Shape of molten steel pool

Conclusions

A new technology of ESC LM for manufacturing high quality special steel ingots has been developed, in which a current carrying mould is used. In this paper, numerical modelling is used to investigate the effects in the liquid slag pool and solidification on a variant ESC LM for the production of hollow ingots. Although this work is at the early stage, the results from the modelling have given insight into the phenomena in the liquid slag pool and shown that the steel pool is shallower for ESC LM than for the conventional electroslag remelting process, which is favourable for controlling the solidification quality of the hollow ingot. The results indicate that the conductive path of the ESC LM process is entirely different from the conventional electroslag remelting process.

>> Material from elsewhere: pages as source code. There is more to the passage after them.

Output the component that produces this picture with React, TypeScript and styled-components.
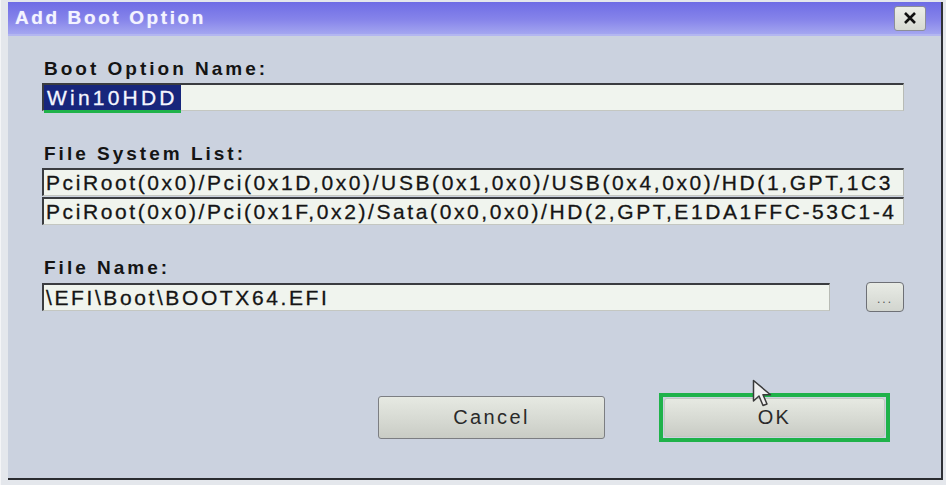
import styled, { createGlobalStyle } from 'styled-components';

const GlobalStyle = createGlobalStyle`
  html, body {
    margin: 0;
    padding: 0;
  }
  body {
    width: 946px;
    height: 485px;
    overflow: hidden;
    background: #e4e7ec;
    font-family: 'Liberation Sans', Arial, sans-serif;
  }
`;

const fileSystems = [
  'PciRoot(0x0)/Pci(0x1D,0x0)/USB(0x1,0x0)/USB(0x4,0x0)/HD(1,GPT,1C3',
  'PciRoot(0x0)/Pci(0x1F,0x2)/Sata(0x0,0x0)/HD(2,GPT,E1DA1FFC-53C1-4',
];

export default function App() {
  return (
    <>
      <GlobalStyle />
      <Screen>
        <Dialog>
          <TitleBar>
            <Title>Add Boot Option</Title>
            <CloseButton>
              <svg width='14' height='12' viewBox='0 0 14 12'>
                <path d='M2 1 L12 11 M12 1 L2 11' stroke='#111' strokeWidth='2.6' />
              </svg>
            </CloseButton>
          </TitleBar>

          <Body>
            <Field>
              <Label>Boot Option Name:</Label>
              <TextBox>
                <Selected>Win10HDD</Selected>
              </TextBox>
            </Field>

            <Field $top={32}>
              <Label>File System List:</Label>
              <List>
                {fileSystems.map((fs) => (
                  <TextBox key={fs}>{fs}</TextBox>
                ))}
              </List>
            </Field>

            <Field $top={32}>
              <Label>File Name:</Label>
              <FileRow>
                <TextBox $width={788}>\EFI\Boot\BOOTX64.EFI</TextBox>
                <BrowseButton>...</BrowseButton>
              </FileRow>
            </Field>

            <ButtonRow>
              <DialogButton $border>Cancel</DialogButton>
              <Highlight>
                <DialogButton $width={221} $height={39}>
                  OK
                </DialogButton>
              </Highlight>
            </ButtonRow>
          </Body>

          {/* mouse pointer over the OK button */}
          <Pointer width='24' height='30' viewBox='0 0 24 30'>
            <path
              d='M1.5 1.5 L1.5 22 L7 17 L11 26.5 L15 25 L11 15.8 L18.5 15.8 Z'
              fill='#efefef'
              stroke='#3a3a3a'
              strokeWidth='1.5'
              strokeLinejoin='round'
            />
          </Pointer>
        </Dialog>
      </Screen>
    </>
  );
}

const Screen = styled.div`
  height: 485px;
  padding: 2px 0 0 7px;
  box-sizing: border-box;
  border-left: 1px solid #f4f5f7;
`;

const Dialog = styled.div`
  position: relative;
  width: 935px;
  height: 478px;
  box-sizing: border-box;
  display: flex;
  flex-direction: column;
  background: #cbd2df;
  border-right: 2px solid #2e3036;
  border-bottom: 2px solid #2a2c30;
`;

const TitleBar = styled.div`
  height: 34px;
  box-sizing: border-box;
  display: flex;
  align-items: center;
  justify-content: space-between;
  padding: 0 15px 0 7px;
  background: linear-gradient(#6e6ce5, #8684ea 55%, #a4a6f0);
  border-bottom: 2px solid #b3b6f0;
`;

const Title = styled.span`
  font-size: 19px;
  font-weight: bold;
  letter-spacing: 2.6px;
  color: #f3f3ff;
  text-shadow: 0 0 1px #c8c8f4;
`;

const CloseButton = styled.div`
  width: 32px;
  height: 25px;
  box-sizing: border-box;
  display: flex;
  align-items: center;
  justify-content: center;
  border: 1px solid #8c8e98;
  border-radius: 3px;
  background: linear-gradient(#eceee8, #d6d9d2);
`;

const Body = styled.div`
  flex: 1;
  display: flex;
  flex-direction: column;
  padding: 22px 37px 0 34px;
`;

const Field = styled.div<{ $top?: number }>`
  display: flex;
  flex-direction: column;
  gap: 3px;
  margin-top: ${(p) => p.$top ?? 0}px;
`;

const Label = styled.div`
  height: 22px;
  line-height: 22px;
  padding-left: 2px;
  font-size: 19px;
  font-weight: bold;
  letter-spacing: 3px;
  color: #141414;
`;

const TextBox = styled.div<{ $width?: number }>`
  width: ${(p) => (p.$width ? `${p.$width}px` : 'auto')};
  height: 28px;
  box-sizing: border-box;
  display: flex;
  align-items: stretch;
  white-space: nowrap;
  padding-left: 2px;
  line-height: 26px;
  font-size: 21px;
  letter-spacing: 2.6px;
  color: #151515;
  -webkit-text-stroke: 0.3px #151515;
  background: #f0f4ee;
  border-top: 2px solid #3a3c40;
  border-left: 2px solid #3a3c40;
  border-right: 1px solid #b8bbb5;
  border-bottom: 1px solid #c4c7c1;
`;

const Selected = styled.span`
  position: relative;
  margin-left: -2px;
  padding: 0 3px 0 3px;
  letter-spacing: 3.2px;
  color: #f4f6ff;
  -webkit-text-stroke: 0.3px #f4f6ff;
  background: #17267c;
  &::after {
    content: '';
    position: absolute;
    left: 0;
    right: 0;
    bottom: -3px;
    height: 3px;
    background: #1fb24a;
  }
`;

const List = styled.div`
  display: flex;
  flex-direction: column;
  gap: 1px;
`;

const FileRow = styled.div`
  display: flex;
  align-items: center;
  justify-content: space-between;
`;

const BrowseButton = styled.div`
  width: 38px;
  height: 30px;
  box-sizing: border-box;
  display: flex;
  align-items: flex-end;
  justify-content: center;
  padding-bottom: 6px;
  font-size: 12px;
  line-height: 12px;
  letter-spacing: 2px;
  color: #555;
  border: 1px solid #6e7076;
  border-radius: 4px;
  background: linear-gradient(#e8ebe5, #d2d5cf);
`;

const ButtonRow = styled.div`
  margin-top: auto;
  display: flex;
  align-items: center;
  justify-content: flex-end;
  gap: 54px;
  padding: 0 14px 36px 0;
`;

const DialogButton = styled.div<{ $width?: number; $height?: number; $border?: boolean }>`
  width: ${(p) => p.$width ?? 227}px;
  height: ${(p) => p.$height ?? 43}px;
  box-sizing: border-box;
  display: flex;
  align-items: center;
  justify-content: center;
  font-size: 20px;
  letter-spacing: 2.4px;
  color: #2a2a2a;
  border: 1px solid ${(p) => (p.$border ? '#7c7e82' : '#c4c7c0')};
  border-radius: 3px;
  background: linear-gradient(#e6e9e2, #d8dbd4 50%, #c9ccc5);
`;

const Highlight = styled.div`
  padding: 1px;
  border: 4px solid #1fb24a;
  display: flex;
`;

const Pointer = styled.svg`
  position: absolute;
  left: 744px;
  top: 377px;
`;
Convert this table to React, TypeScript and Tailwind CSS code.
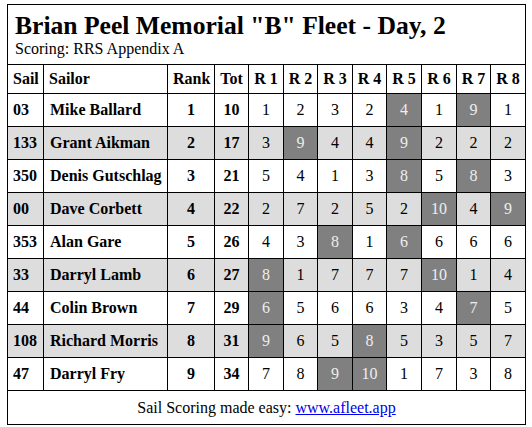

There are two conductive current paths: one conductive path is transformer→external current conductive mould→liquid slag→internal current conductive mould→transformer, and the another conductive path is transformer→external current conductive mould→liquid slag→molten steel pool→liquid slag→internal current conductive mould→transformer. Current density, magnetic inductive intensity, electromagnetic force, Joule heat distributions and fluid flow are concentrated on the upper area of the slag pool. In addition, the higher temperature region of the slag pool is at the upper area of the slag pool. The superheat of the molten steel pool is lower than the conventional electroslag remelting process, which is favours improving the quality of the hollow ingot.